Pay rates climb by 5% despite the slowdown

An economic slowdown isn’t doing much to reduce pay rates, with new research from consulting firm Mercer revealing salaries have risen 5% over the last year.

An economic slowdown isn’t doing much to reduce pay rates, with new research from consulting firm Mercer revealing salaries have risen 5% over the last year.

Mercer’s survey shows while companies are reducing spending in other areas, salaries for the same people in the same roles have increased over a period of four years.

Mercer performance and rewards leader David Abusah says that despite the slowdown, the 5% growth rate is actually higher than the 4.7% rate at this time last year and he expects salaries will continue to rise.

“Salary movements are forecast to rise again by 5% over the next 12 months; a sign that despite a slowing economy and lower business confidence, tight labour conditions still exist,” he says.
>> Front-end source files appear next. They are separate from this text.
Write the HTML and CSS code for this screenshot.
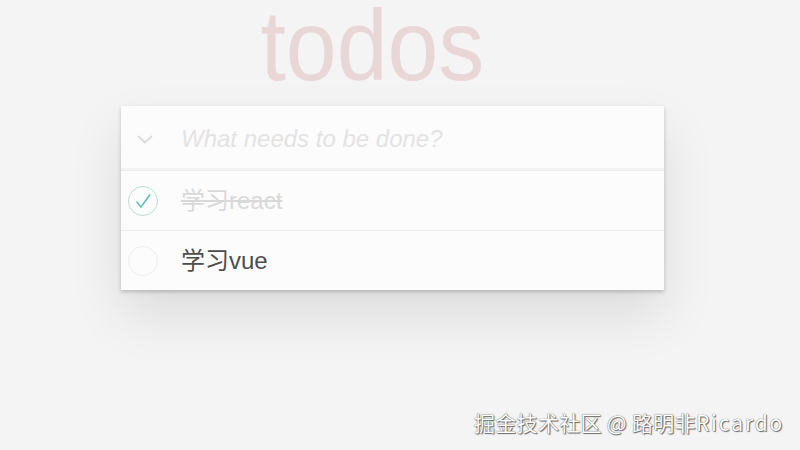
FILE: index.html
```html
<!DOCTYPE html>
<html lang="zh">
<head>
<meta charset="utf-8">
<title>todos</title>
<link rel="stylesheet" href="styles.css">
</head>
<body>
<section class="todoapp">
  <h1 class="title"><span class="title-text">todos</span></h1>
  <div class="card">
    <header class="new-row">
      <span class="toggle-all">
        <svg width="16" height="9" viewBox="0 0 16 9"><path d="M1 1 L8 7.5 L15 1" fill="none" stroke="#dcdcdc" stroke-width="2"/></svg>
      </span>
      <span class="placeholder">What needs to be done?</span>
    </header>
    <ul class="list">
      <li class="item done">
        <span class="check">
          <svg width="30" height="30" viewBox="0 0 30 30"><circle cx="15" cy="15" r="14.5" fill="none" stroke="#bddad5" stroke-width="1"/><path d="M8.5 15.5 L13 21 L22 8.5" fill="none" stroke="#5dc2af" stroke-width="1.6"/></svg>
        </span>
        <span class="label">学习react</span>
      </li>
      <li class="item">
        <span class="check">
          <svg width="30" height="30" viewBox="0 0 30 30"><circle cx="15" cy="15" r="14.5" fill="none" stroke="#ededed" stroke-width="1"/></svg>
        </span>
        <span class="label">学习vue</span>
      </li>
    </ul>
  </div>
</section>
<div class="watermark">掘金技术社区 @ 路明非<span class="latin">Ricardo</span></div>
</body>
</html>
```
FILE: styles.css
```css
html, body {
  margin: 0;
  padding: 0;
}
body {
  background: #f4f4f4;
  font-family: "Liberation Sans", Arial, "Noto Sans CJK SC", sans-serif;
  color: #4d4d4d;
  width: 800px;
  height: 450px;
  overflow: hidden;
}
.todoapp {
  width: 543px;
  margin-left: 121px;
}
.title {
  margin: 0;
  padding-right: 40px;
  text-align: center;
  font-size: 100px;
  font-weight: 400;
  line-height: 90px;
  height: 90px;
  color: rgba(175, 47, 47, 0.15);
}
.title-text {
  display: inline-block;
  transform: scaleX(0.915);
  transform-origin: center;
}
.card {
  margin-top: 16px;
  background: #fdfcfd;
  box-shadow: 0 2px 4px 0 rgba(0, 0, 0, 0.2), 0 25px 50px 0 rgba(0, 0, 0, 0.1);
}
.new-row {
  height: 64px;
  display: flex;
  align-items: center;
  border-bottom: 1px solid #ececec;
  box-shadow: inset 0 -2px 1px rgba(0, 0, 0, 0.03);
}
.toggle-all {
  width: 60px;
  display: flex;
  justify-content: center;
  padding-top: 3px;
  padding-right: 12px;
  box-sizing: border-box;
}
.toggle-all svg {
  display: block;
}
.placeholder {
  font-size: 24px;
  font-style: italic;
  color: #e4e3e4;
  padding-top: 1px;
}
.list {
  list-style: none;
  margin: 0;
  padding: 0;
}
.item {
  height: 59px;
  display: flex;
  align-items: center;
  border-bottom: 1px solid #ededed;
  padding-top: 1px;
  box-sizing: border-box;
  height: 60px;
}
.item:last-child {
  border-bottom: none;
  height: 59px;
}
.check {
  width: 60px;
  display: flex;
  padding-left: 7px;
  box-sizing: border-box;
}
.check svg {
  display: block;
}
.label {
  font-size: 24px;
  line-height: 28.8px;
  font-family: "Liberation Sans", "Noto Sans CJK SC", sans-serif;
  color: #4d4d4d;
}
.done .label {
  color: #d9d9d9;
  text-decoration: line-through;
}
.watermark {
  position: absolute;
  left: 474px;
  top: 407px;
  font-family: "Noto Sans CJK SC", sans-serif;
  font-size: 21px;
  line-height: 30px;
  color: #ffffff;
  letter-spacing: 0.3px;
  text-shadow: 0 0 1px #333, 1px 1px 1px rgba(0,0,0,0.55);
}
.latin {
  letter-spacing: 1.9px;
}
```
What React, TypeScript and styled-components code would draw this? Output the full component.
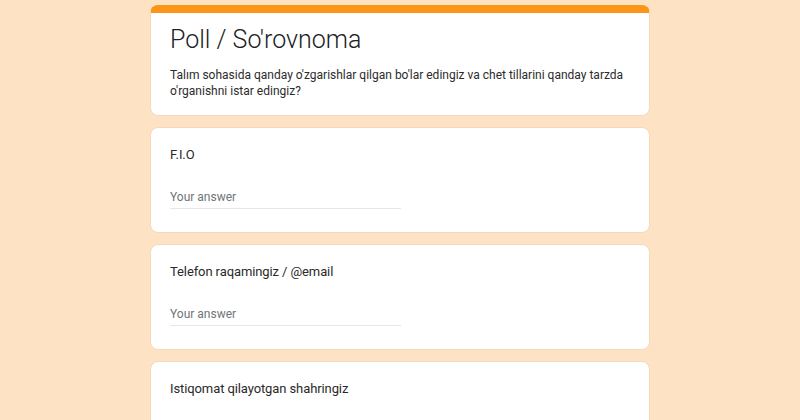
import React from 'react'
import styled, { createGlobalStyle } from 'styled-components'

const GlobalStyle = createGlobalStyle`
  html, body {
    margin: 0;
    padding: 0;
    background: #fde3c3;
    font-family: Roboto, "Noto Sans", Arial, sans-serif;
    color: #202124;
  }
`

const Page = styled.main`
  width: 500px;
  margin: 0 auto;
  padding-top: 5px;
  display: flex;
  flex-direction: column;
  gap: 11px;
`

const Card = styled.section`
  box-sizing: border-box;
  background: #fff;
  border: 1px solid #f2d9bb;
  border-radius: 8px;
  padding: 17px 19px 23px;
`

const HeaderCard = styled(Card)`
  border-top: 8px solid #fb9518;
  padding: 11px 19px 16px;
`

const Title = styled.h1`
  margin: 0;
  font-size: 25px;
  line-height: 32px;
  font-weight: 300;
  letter-spacing: 0;
  color: #202124;
`

const Description = styled.p`
  margin: 11px 0 0;
  font-size: 12px;
  line-height: 16px;
  color: #2b2b2b;
`

const Question = styled.div`
  font-size: 13px;
  line-height: 20px;
  letter-spacing: -0.1px;
  color: #2a2a2a;
`

const AnswerInput = styled.input`
  display: block;
  box-sizing: border-box;
  width: 231px;
  margin-top: 24px;
  padding: 0 0 3px;
  border: none;
  border-bottom: 1px solid #e6e6e6;
  outline: none;
  background: transparent;
  font-family: inherit;
  font-size: 12px;
  line-height: 16px;
  height: 20px;
  color: #202124;

  &::placeholder {
    color: #70757a;
  }
`

const questions = [
  { title: 'F.I.O', input: true },
  { title: 'Telefon raqamingiz / @email', input: true },
  { title: 'Istiqomat qilayotgan shahringiz', input: true },
]

export default function App() {
  return (
    <>
      <GlobalStyle />
      <Page>
        <HeaderCard>
          <Title>Poll / So'rovnoma</Title>
          <Description>
            Talım sohasida qanday o'zgarishlar qilgan bo'lar edingiz va chet tillarini qanday tarzda
            o'rganishni istar edingiz?
          </Description>
        </HeaderCard>
        {questions.map(q => (
          <Card key={q.title}>
            <Question>{q.title}</Question>
            {q.input && <AnswerInput placeholder="Your answer" />}
          </Card>
        ))}
      </Page>
    </>
  )
}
Construction and engineering have seen the highest increases at 8%, while energy and business sector salaries have seen a rise of 7.3% and 5.8% respectively.

Abusah also says the figures show businesses are well aware of the need for continued investment in keeping skilled workers employed. 65% of businesses also declared they will be investing more on career development for their employees over the next 12 months.

“Remuneration is only one part of the puzzle when competing for talent and the need to maintain a competitive and differentiated employment offer remains high,” he says.

“Now we’re at a point where we are not in a position to simply keep buying talent, hence we’re seeing a greater focus on companies building the capability of their people.”

The survey also finds salaries within the manufacturing industry are still growing at the national average of 5%, retail salaries are below the national average at 4.8%, while the insurance sector has only received 4.1% increases.

Abusah says employers will have to be flexible when dealing with salaries. “The major differences between this slowdown and those of the past is that employers are now dealing with a more complex workforce than ever before. The workforce… has diverse generational preferences, and requires greater flexibility.”